Pacômeb est le fondateur de la vie cénobitique. Né vers l’an 290 dans le paganisme, il se convertit, se voua à l’ascétisme, et fonda en 318 à Tabennesi la première maison où l’on mena la vie commune. Huit autres furent établies de son vivant. Il mourut le 9 mai 346. Pacôme a laissé en copte une Règle dont on a une traduction latine faite par saint Jérôme en 404. Elle avait pu déjà recevoir quelques retouches. Une autre règle dite angélique (Palladius, Hist. lausiaque, 32) a peu de chance d’être authentique. Saint Jérôme a traduit également quelques exhortations de Pacôme et surtout onze lettres, entre lesquelles on remarque les lettres aux abbés Cornélius et Syrus, rédigées en partie en langage conventionnel.
b – Voir P. Ladeuze, Étude sur le cénobitisme pakhomien Louvain, 1898.
Pacôme eut pour successeur Horsiesi, qui prit pour coadjuteur Théodore. De Théodore († 368) on a deux lettres dont une en latin seulement. Horsiesi († vers 380) a laissé une Doctrina de institutione monachorum en cinquante-six chapitres, qui est comme son testament spirituel.

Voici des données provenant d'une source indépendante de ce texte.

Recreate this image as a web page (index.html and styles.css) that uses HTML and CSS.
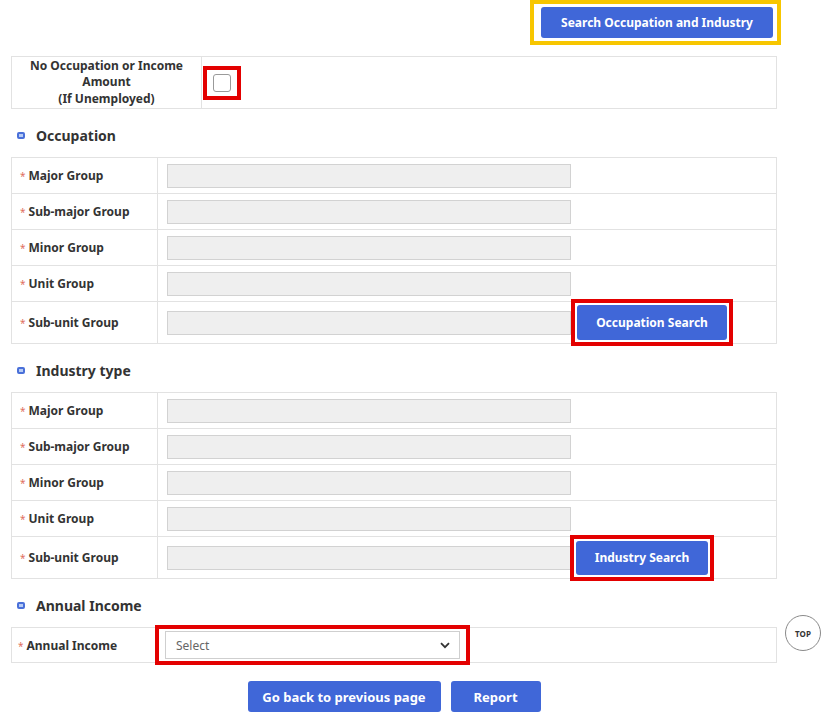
FILE: index.html
```html
<!DOCTYPE html>
<html lang="en">
<head>
    <meta charset="UTF-8">
    <meta name="viewport" content="width=device-width, initial-scale=1.0">
    <title>Occupation and Income</title>
    <link rel="stylesheet" href="styles.css">
</head>
<body>
    <div class="wrap">
        <div class="top-bar">
            <div class="mark-yellow">
                <button type="button" class="btn btn-top">Search Occupation and Industry</button>
            </div>
        </div>

        <table class="grid no-job">
            <tr>
                <th class="no-job-label">No Occupation or Income Amount<br>(If Unemployed)</th>
                <td>
                    <span class="mark-red mark-check"><span class="check"></span></span>
                </td>
            </tr>
        </table>

        <h3 class="title"><span class="bullet"></span>Occupation</h3>
        <table class="grid">
            <tr><th><span class="req">*</span>Major Group</th><td><span class="field"></span></td></tr>
            <tr><th><span class="req">*</span>Sub-major Group</th><td><span class="field"></span></td></tr>
            <tr><th><span class="req">*</span>Minor Group</th><td><span class="field"></span></td></tr>
            <tr><th><span class="req">*</span>Unit Group</th><td><span class="field"></span></td></tr>
            <tr class="last">
                <th><span class="req">*</span>Sub-unit Group</th>
                <td>
                    <div class="field-row">
                        <span class="field"></span>
                        <span class="mark-red mark-btn"><button type="button" class="btn btn-occ">Occupation Search</button></span>
                    </div>
                </td>
            </tr>
        </table>

        <h3 class="title"><span class="bullet"></span>Industry type</h3>
        <table class="grid">
            <tr><th><span class="req">*</span>Major Group</th><td><span class="field"></span></td></tr>
            <tr><th><span class="req">*</span>Sub-major Group</th><td><span class="field"></span></td></tr>
            <tr><th><span class="req">*</span>Minor Group</th><td><span class="field"></span></td></tr>
            <tr><th><span class="req">*</span>Unit Group</th><td><span class="field"></span></td></tr>
            <tr class="last">
                <th><span class="req">*</span>Sub-unit Group</th>
                <td>
                    <div class="field-row">
                        <span class="field"></span>
                        <span class="mark-red mark-btn mark-ind"><button type="button" class="btn btn-ind">Industry Search</button></span>
                    </div>
                </td>
            </tr>
        </table>

        <h3 class="title"><span class="bullet"></span>Annual Income</h3>
        <div class="income-row">
            <span class="income-label"><span class="req">*</span>Annual Income</span>
            <span class="mark-red mark-select">
                <span class="select">
                    Select
                    <svg class="chev" width="10" height="7" viewBox="0 0 10 7"><path d="M1 1.2 L5 5.2 L9 1.2" fill="none" stroke="#333" stroke-width="1.8"/></svg>
                </span>
            </span>
            <a class="to-top" href="#">TOP</a>
        </div>

        <div class="actions">
            <button type="button" class="btn btn-back">Go back to previous page</button>
            <button type="button" class="btn btn-report">Report</button>
        </div>
    </div>
</body>
</html>
```

FILE: styles.css
```css
body, html {
    margin: 0;
    background-color: #fff;
    font-family: "Noto Sans", "Open Sans", Arial, sans-serif;
    color: #333;
}
.wrap {
    width: 766px;
    margin-left: 11px;
}
.top-bar {
    display: flex;
    justify-content: flex-end;
    margin-right: -4px;
}
.mark-yellow {
    border: 4px solid #f7c600;
    padding: 3px 4px 3px 7px;
}
.btn {
    display: block;
    border: none;
    border-radius: 3px;
    background-color: #4067d8;
    color: #fff;
    font-family: inherit;
    font-size: 12px;
    font-weight: 700;
    cursor: pointer;
    padding: 0;
}
.btn-top {
    width: 232px;
    height: 31px;
}

/* tables */
.grid {
    width: 766px;
    border-collapse: collapse;
}
.grid th, .grid td {
    border: 1px solid #e2e2e2;
    height: 35px;
    padding: 0;
}
.grid th {
    width: 137px;
    padding-left: 8px;
    text-align: left;
    font-size: 12px;
    font-weight: 700;
    color: #333;
}
.grid td {
    padding-left: 9px;
}
.req {
    color: #e07060;
    font-size: 10px;
    font-weight: 400;
    margin-right: 3px;
}
.field {
    display: block;
    width: 402px;
    height: 22px;
    background-color: #efefef;
    border: 1px solid #d2d2d2;
}
.grid tr.last th, .grid tr.last td {
    height: 41px;
}
.field-row {
    display: flex;
    align-items: center;
}
.mark-red {
    display: inline-flex;
    border: 4px solid #e30000;
}
.mark-btn {
    margin: -3px 0;
    padding: 2px;
}
.btn-occ {
    width: 150px;
    height: 35px;
}
.mark-btn.mark-ind {
    margin: -3px 0 -3px -1px;
}
.btn-ind {
    width: 132px;
    height: 34px;
}

/* no job row */
.no-job {
    margin-top: 11px;
    margin-bottom: 2px;
}
.no-job th.no-job-label {
    width: 189px;
    height: 51px;
    padding: 0;
    text-align: center;
    line-height: 16.5px;
}
.no-job td {
    padding-left: 1px;
}
.mark-check {
    padding: 4px 6px;
    vertical-align: middle;
}
.check {
    display: block;
    width: 16px;
    height: 16px;
    border: 1px solid #9a9a9a;
    border-radius: 3px;
    background: #fff;
}

/* titles */
.title {
    display: flex;
    align-items: center;
    height: 20px;
    margin: 16px 0 12px;
    padding-left: 6px;
    font-size: 14px;
    font-weight: 700;
    color: #333;
}
.bullet {
    width: 4px;
    height: 3px;
    border: 2px solid #4a70d9;
    background-color: #b7ccf5;
    border-radius: 2px;
    margin-right: 11px;
}

/* annual income */
.income-row {
    position: relative;
    display: flex;
    align-items: center;
    height: 34px;
    border: 1px solid #e2e2e2;
}
.income-label {
    width: 137px;
    padding-left: 6px;
    font-size: 12px;
    font-weight: 700;
}
.mark-select {
    margin: -2px 0;
    padding: 2px 6px;
}
.select {
    display: flex;
    align-items: center;
    justify-content: space-between;
    box-sizing: border-box;
    width: 295px;
    height: 28px;
    padding: 0 9px 0 10px;
    border: 1px solid #cfcfcf;
    font-size: 12px;
    color: #666;
}
.to-top {
    position: absolute;
    left: calc(100% + 9px);
    top: -13px;
    width: 34px;
    height: 34px;
    border: 1px solid #8a8a8a;
    border-radius: 50%;
    display: flex;
    align-items: center;
    justify-content: center;
    font-size: 8px;
    font-weight: 700;
    color: #333;
    text-decoration: none;
}

/* bottom */
.actions {
    display: flex;
    justify-content: center;
    gap: 10px;
    margin-top: 18px;
}
.btn-back {
    width: 193px;
    height: 31px;
    font-size: 13px;
}
.btn-report {
    width: 90px;
    height: 31px;
    font-size: 13px;
}
```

Horsiesi et Théodore eurent deux contemporains célèbres dans les deux Macaire, l’un surnommé l’Alexandrin, l’autre surnommé l’Egyptien, l’Ancien ou le Grand. Le premier n’a laissé aucun écrit authentique. Le second, né vers l’an 300, moine au désert de Scété depuis 330, mort en 390, est resté célèbre parmi les solitaires pour sa sagesse et son éloquence naturelle. Gennadius (Vir. ill., 10) a mentionné de lui une lettre aux jeunes moines que nous avons encore probablement (c’est la lettre Ad filios dei), et qui est peut-être la seule authentique de celles qu’on lui attribue. Les sentences ou apophtegmata mis parmi ses œuvres paraissent bien aussi représenter son enseignement. Mais surtout on a sous son nom, en grec, cinquante-sept Homélies spirituelles où l’on admire une doctrine profonde, traduite en un langage plein de couleur et de vie. On en a contesté l’authenticité : la dernière critique ne leur est pas favorable.

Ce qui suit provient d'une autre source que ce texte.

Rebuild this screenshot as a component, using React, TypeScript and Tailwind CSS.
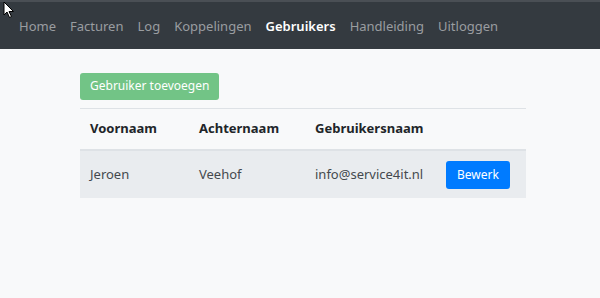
const NAV_ITEMS = ["Home", "Facturen", "Log", "Koppelingen", "Gebruikers", "Handleiding", "Uitloggen"];

const ACTIVE = "Gebruikers";

type User = {
  voornaam: string;
  achternaam: string;
  gebruikersnaam: string;
};

const USERS: User[] = [{ voornaam: "Jeroen", achternaam: "Veehof", gebruikersnaam: "info@service4it.nl" }];

function Cursor() {
  return (
    <svg className="absolute left-[3px] top-[1px]" width="12" height="18" viewBox="0 0 12 18">
      <path d="M1 1 L1 14 L4 11 L6.5 16.5 L8.5 15.5 L6 10.5 L10.5 10.5 Z" fill="#fff" stroke="#000" strokeWidth="1" />
    </svg>
  );
}

export default function App() {
  return (
    <div className="relative h-[298px] w-[600px] bg-[#f8f9fa] font-['Noto_Sans',sans-serif]">
      <nav className="flex h-[49px] items-center border-t-2 border-[#4a4f55] bg-[#343a40] px-[12px] pt-[3px] text-[13px]">
        {NAV_ITEMS.map((item) => (
          <a
            key={item}
            className={
              item === ACTIVE
                ? "px-[7px] font-semibold text-white"
                : "px-[7px] text-[#9a9da0]"
            }
          >
            {item}
          </a>
        ))}
      </nav>
      <Cursor />

      <main className="ml-[80px] w-[446px] pt-[23px]">
        <button className="rounded-[3px] bg-[#72c486] px-[10px] py-[4.5px] text-[12px] text-white">
          Gebruiker toevoegen
        </button>

        <table className="mt-[8px] w-full border-collapse text-left text-[13px]">
          <thead>
            <tr className="h-[42px] border-t border-b-2 border-[#dee2e6] text-[#212529]">
              <th className="w-[109px] pl-[10px] font-bold">Voornaam</th>
              <th className="w-[116px] pl-[10px] font-bold">Achternaam</th>
              <th className="w-[131px] pl-[10px] font-bold">Gebruikersnaam</th>
              <th></th>
            </tr>
          </thead>
          <tbody>
            {USERS.map((user) => (
              <tr key={user.gebruikersnaam} className="h-[48px] bg-[#e9ecef] text-[#44494e]">
                <td className="pl-[10px]">{user.voornaam}</td>
                <td className="pl-[10px]">{user.achternaam}</td>
                <td className="pl-[10px]">{user.gebruikersnaam}</td>
                <td className="pl-[10px]">
                  <button className="rounded-[3px] bg-[#007bff] px-[11px] py-[5px] text-[12px] text-white">
                    Bewerk
                  </button>
                </td>
              </tr>
            ))}
          </tbody>
        </table>
      </main>
    </div>
  );
}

Parmi les disciples de Macaire il faut nommer Evagrius dit le Pontique, parce qu’il était né dans le Pont, à Ibora, vers 345. Ordonné lecteur par saint Basile, diacre par saint Grégoire de Nazianze, il suivit celui-ci au concile de Constantinople en 381, et resta quelque temps dans la ville impériale. Puis il partit pour Jérusalem, y rencontra Mélanie l’Ancienne et, en 382, passa en Egypte où il embrassa la vie monastique au désert de Nitrie et aux Cellules. Théophile d’Alexandrie lui offrit en vain un évêché. Evagrius voulut rester moine et pauvre. Il mourut en 399. Plus tard, sa mémoire souffrit de l’accusation d’origénisme portée contre lui par saint Jérôme. L’anathème qui frappa Origène au vie siècle l’atteignit aussi.

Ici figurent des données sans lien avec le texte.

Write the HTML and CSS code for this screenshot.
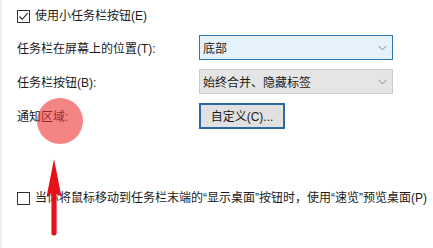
FILE: index.html
```html
<!DOCTYPE html>
<html lang="zh-CN">
<head>
<meta charset="utf-8">
<link rel="stylesheet" href="styles.css">
</head>
<body>
<div class="page">
  <label class="check-row first">
    <span class="box"><svg width="11" height="11" viewBox="0 0 11 11"><path d="M1.5 5.5 L4.3 8.3 L9.6 2.2" fill="none" stroke="#222" stroke-width="1.1"/></svg></span>
    <span class="text">使用小任务栏按钮(E)</span>
  </label>
  <div class="grid">
    <div class="label">任务栏在屏幕上的位置(T):</div>
    <div class="select active"><span>底部</span><svg class="chev" width="9" height="6" viewBox="0 0 9 6"><path d="M0.5 0.8 L4.5 4.8 L8.5 0.8" fill="none" stroke="#8a8a8a" stroke-width="1"/></svg></div>
    <div class="label">任务栏按钮(B):</div>
    <div class="select"><span>始终合并、隐藏标签</span><svg class="chev" width="9" height="6" viewBox="0 0 9 6"><path d="M0.5 0.8 L4.5 4.8 L8.5 0.8" fill="none" stroke="#8a8a8a" stroke-width="1"/></svg></div>
    <div class="label">通知区域:</div>
    <div><button class="btn">自定义(C)...</button></div>
  </div>
  <label class="check-row last">
    <span class="box"></span>
    <span class="text">当你将鼠标移动到任务栏末端的“显示桌面”按钮时，使用“速览”预览桌面(P)</span>
  </label>
  <div class="circle"></div>
  <svg class="arrow" width="20" height="84" viewBox="0 0 20 84"><path d="M10 2 L17.5 40 L12.6 36.5 L12.6 76 Q12.6 78.5 10 78.5 Q7.4 78.5 7.4 76 L7.4 36.5 L2.5 40 Z" fill="#e5121c"/></svg>
</div>
</body>
</html>
```
FILE: styles.css
```css
html, body {
  margin: 0;
  padding: 0;
  background: #fff;
}
body {
  width: 433px;
  height: 248px;
  overflow: hidden;
  font-family: "Liberation Sans", "Noto Sans CJK SC", sans-serif;
  font-size: 12px;
  color: #1a1a1a;
}
.page {
  position: relative;
  height: 248px;
  box-sizing: border-box;
  padding: 10px 0 0 17px;
  border-left: 2px solid #f0f0f0;
  margin-left: 0;
}
.check-row {
  display: flex;
  align-items: center;
  gap: 5px;
  height: 13px;
  line-height: 13px;
  white-space: nowrap;
}
.check-row.first { margin-left: -2px; }
.check-row.last { margin-left: -2px; margin-top: 64px; }
.box {
  width: 11px;
  height: 11px;
  border: 1px solid #333;
  background: #fff;
  display: flex;
  flex: none;
}
.grid {
  display: grid;
  grid-template-columns: 182px 194px;
  grid-auto-rows: 25px;
  row-gap: 9px;
  margin-top: 12px;
  margin-left: -2px;
  align-items: center;
}
.label {
  white-space: nowrap;
}
.select {
  height: 25px;
  box-sizing: border-box;
  border: 1px solid #cccccc;
  background: #e5e5e5;
  display: flex;
  align-items: center;
  justify-content: space-between;
  padding: 0 4px 0 3px;
}
.select.active {
  background: #e5f1fb;
  border-color: #2f77b5;
}
.chev { margin-right: 1px; }
.btn {
  width: 86px;
  height: 26px;
  box-sizing: border-box;
  border: 2px solid #2a6aa6;
  background: #e1e1e1;
  font: inherit;
  color: #1a1a1a;
  padding: 0;
  display: block;
}
.circle {
  position: absolute;
  left: 35px;
  top: 98px;
  width: 46px;
  height: 46px;
  border-radius: 50%;
  background: rgba(238, 50, 50, 0.6);
}
.arrow {
  position: absolute;
  left: 42px;
  top: 157px;
}
```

Evagrius avait écrit d’assez nombreux ouvrages qui offrent tous cette particularité d’avoir été composés pour les moines : 1° Un ouvrage intitulé Antirrheticus en huit livres, contenant les textes scripturaires que le moine peut opposer aux suggestions des huit vices capitaux : la gourmandise, la luxure, l’avarice, la tristesse, la colère, la paresse, l’envie, l’orgueil. Le texte grec original est perdu, aussi bien que la traduction latine de Gennadius. On peut cependant reconstituer à peu près l’ouvrage au moyen de fragments latins et syriaques. 2° Un premier recueil de sentences en cent chapitres intitulé Le moine. On en a le texte grec, quoique altéré. 3° Un second recueil en cinquante chapitres, intitulé Le gnostique, pour les moines plus instruits (perdu). 4° Un troisième recueil de Six cents problèmes scientifiques, sorte de théologie universelle, dogmatique, morale, ascétique. Il en reste une traduction syriaque inédite. 5° Des Maximes pour les cénobites, et 6° des Maximes pour les vierges, que l’on a en latin. 7° Un recueil de quelques sentences très obscures, dit Gennadius (Vir. ill., 11), et seulement intelligibles pour les moines, dont on croit posséder encore une partie en grec (P. G., xl, 1263-1268). 8° Enfin un livre Sur l’insensibilité (Περὶ ἀπαϑείας), signalé par saint Jérôme, et une lettre à Mélanie qui s’est peut-être conservée (S. Jérôme, Epist. 133.3). Mais ce n’est pas là toute l’œuvre d’Evagrius : il doit en rester une partie encore inédite dans les manuscrits grecs, latins et syriaques.
Saint Isidore de Péluse est certainement un des meilleurs épistoliers de l’Église grecque. Alexandrin d’origine, rhéteur et philosophe, puis disciple de saint Chrysostome, il s’établit à Péluse et, de son monastère, exerça sur les hommes les plus considérables de son temps la plus heureuse influence. Sa mort doit se mettre vers 440. On possède de lui un recueil d’environ deux mille lettres, distribuées en cinq livres et admirées de l’antiquité comme des modèles de sobre élégance. La plupart ont un caractère exégétique : l’auteur y suit les principes d’interprétation de l’école d’Antioche. Un certain nombre sont dogmatiques ou s’occupent de questions de morale et d’ascèse. D’autres enfin sont purement personnelles : toutes portent l’empreinte d’un esprit pondéré, ami de la paix.